● **EXERCISE OBJECTIVE**: Give back the full listing verbatim, apart from its images.
◆ ◆ ◆
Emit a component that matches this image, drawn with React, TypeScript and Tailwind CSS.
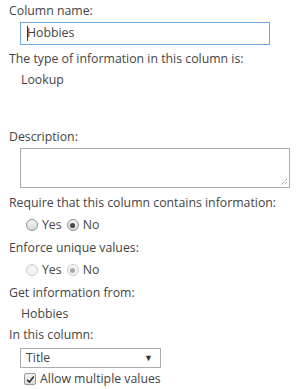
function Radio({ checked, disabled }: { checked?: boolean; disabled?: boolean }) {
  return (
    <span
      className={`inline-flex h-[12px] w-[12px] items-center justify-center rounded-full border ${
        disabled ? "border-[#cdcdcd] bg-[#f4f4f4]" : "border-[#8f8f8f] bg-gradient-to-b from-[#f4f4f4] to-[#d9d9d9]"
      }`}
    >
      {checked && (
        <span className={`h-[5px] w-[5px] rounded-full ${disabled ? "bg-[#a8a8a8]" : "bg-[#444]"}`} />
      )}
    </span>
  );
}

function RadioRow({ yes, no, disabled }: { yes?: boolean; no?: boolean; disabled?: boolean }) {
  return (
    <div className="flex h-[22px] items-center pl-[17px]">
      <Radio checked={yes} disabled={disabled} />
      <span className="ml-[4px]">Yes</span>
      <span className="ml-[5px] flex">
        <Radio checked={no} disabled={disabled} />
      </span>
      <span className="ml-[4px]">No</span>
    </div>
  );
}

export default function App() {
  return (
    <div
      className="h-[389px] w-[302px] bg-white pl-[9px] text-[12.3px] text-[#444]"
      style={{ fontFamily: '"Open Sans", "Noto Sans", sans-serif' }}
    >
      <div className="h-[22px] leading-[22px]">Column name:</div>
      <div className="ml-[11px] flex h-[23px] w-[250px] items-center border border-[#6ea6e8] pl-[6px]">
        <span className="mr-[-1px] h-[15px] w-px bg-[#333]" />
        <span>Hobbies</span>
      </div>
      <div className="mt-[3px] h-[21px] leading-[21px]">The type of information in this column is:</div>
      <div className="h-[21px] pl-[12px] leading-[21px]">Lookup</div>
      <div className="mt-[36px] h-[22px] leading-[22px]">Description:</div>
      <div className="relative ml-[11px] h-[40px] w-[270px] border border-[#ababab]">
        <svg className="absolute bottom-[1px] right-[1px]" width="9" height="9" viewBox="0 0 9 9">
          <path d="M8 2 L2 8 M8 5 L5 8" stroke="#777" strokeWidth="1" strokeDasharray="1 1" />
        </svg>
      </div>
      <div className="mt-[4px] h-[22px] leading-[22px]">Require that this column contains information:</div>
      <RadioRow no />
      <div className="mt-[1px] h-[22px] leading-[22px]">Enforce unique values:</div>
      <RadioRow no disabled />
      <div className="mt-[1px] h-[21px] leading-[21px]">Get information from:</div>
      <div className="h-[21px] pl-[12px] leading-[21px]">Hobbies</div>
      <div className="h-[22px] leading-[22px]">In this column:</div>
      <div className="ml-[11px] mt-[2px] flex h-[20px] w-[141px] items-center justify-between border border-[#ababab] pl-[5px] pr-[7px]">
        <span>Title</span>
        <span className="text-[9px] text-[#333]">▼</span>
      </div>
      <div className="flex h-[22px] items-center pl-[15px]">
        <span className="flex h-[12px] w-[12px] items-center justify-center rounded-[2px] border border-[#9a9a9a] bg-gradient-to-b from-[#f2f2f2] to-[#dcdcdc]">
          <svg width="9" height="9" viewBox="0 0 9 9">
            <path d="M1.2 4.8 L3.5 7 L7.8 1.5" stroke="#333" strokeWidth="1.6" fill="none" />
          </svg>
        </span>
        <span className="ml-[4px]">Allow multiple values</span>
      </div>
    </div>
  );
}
◆ ◆ ◆
● **RESPONSE TO THE TASK**:
Emit a component that matches this image, drawn with React, TypeScript and Tailwind CSS.
function Radio({ checked, disabled }: { checked?: boolean; disabled?: boolean }) {
  return (
    <span
      className={`inline-flex h-[12px] w-[12px] items-center justify-center rounded-full border ${
        disabled ? "border-[#cdcdcd] bg-[#f4f4f4]" : "border-[#8f8f8f] bg-gradient-to-b from-[#f4f4f4] to-[#d9d9d9]"
      }`}
    >
      {checked && (
        <span className={`h-[5px] w-[5px] rounded-full ${disabled ? "bg-[#a8a8a8]" : "bg-[#444]"}`} />
      )}
    </span>
  );
}

function RadioRow({ yes, no, disabled }: { yes?: boolean; no?: boolean; disabled?: boolean }) {
  return (
    <div className="flex h-[22px] items-center pl-[17px]">
      <Radio checked={yes} disabled={disabled} />
      <span className="ml-[4px]">Yes</span>
      <span className="ml-[5px] flex">
        <Radio checked={no} disabled={disabled} />
      </span>
      <span className="ml-[4px]">No</span>
    </div>
  );
}

export default function App() {
  return (
    <div
      className="h-[389px] w-[302px] bg-white pl-[9px] text-[12.3px] text-[#444]"
      style={{ fontFamily: '"Open Sans", "Noto Sans", sans-serif' }}
    >
      <div className="h-[22px] leading-[22px]">Column name:</div>
      <div className="ml-[11px] flex h-[23px] w-[250px] items-center border border-[#6ea6e8] pl-[6px]">
        <span className="mr-[-1px] h-[15px] w-px bg-[#333]" />
        <span>Hobbies</span>
      </div>
      <div className="mt-[3px] h-[21px] leading-[21px]">The type of information in this column is:</div>
      <div className="h-[21px] pl-[12px] leading-[21px]">Lookup</div>
      <div className="mt-[36px] h-[22px] leading-[22px]">Description:</div>
      <div className="relative ml-[11px] h-[40px] w-[270px] border border-[#ababab]">
        <svg className="absolute bottom-[1px] right-[1px]" width="9" height="9" viewBox="0 0 9 9">
          <path d="M8 2 L2 8 M8 5 L5 8" stroke="#777" strokeWidth="1" strokeDasharray="1 1" />
        </svg>
      </div>
      <div className="mt-[4px] h-[22px] leading-[22px]">Require that this column contains information:</div>
      <RadioRow no />
      <div className="mt-[1px] h-[22px] leading-[22px]">Enforce unique values:</div>
      <RadioRow no disabled />
      <div className="mt-[1px] h-[21px] leading-[21px]">Get information from:</div>
      <div className="h-[21px] pl-[12px] leading-[21px]">Hobbies</div>
      <div className="h-[22px] leading-[22px]">In this column:</div>
      <div className="ml-[11px] mt-[2px] flex h-[20px] w-[141px] items-center justify-between border border-[#ababab] pl-[5px] pr-[7px]">
        <span>Title</span>
        <span className="text-[9px] text-[#333]">▼</span>
      </div>
      <div className="flex h-[22px] items-center pl-[15px]">
        <span className="flex h-[12px] w-[12px] items-center justify-center rounded-[2px] border border-[#9a9a9a] bg-gradient-to-b from-[#f2f2f2] to-[#dcdcdc]">
          <svg width="9" height="9" viewBox="0 0 9 9">
            <path d="M1.2 4.8 L3.5 7 L7.8 1.5" stroke="#333" strokeWidth="1.6" fill="none" />
          </svg>
        </span>
        <span className="ml-[4px]">Allow multiple values</span>
      </div>
    </div>
  );
}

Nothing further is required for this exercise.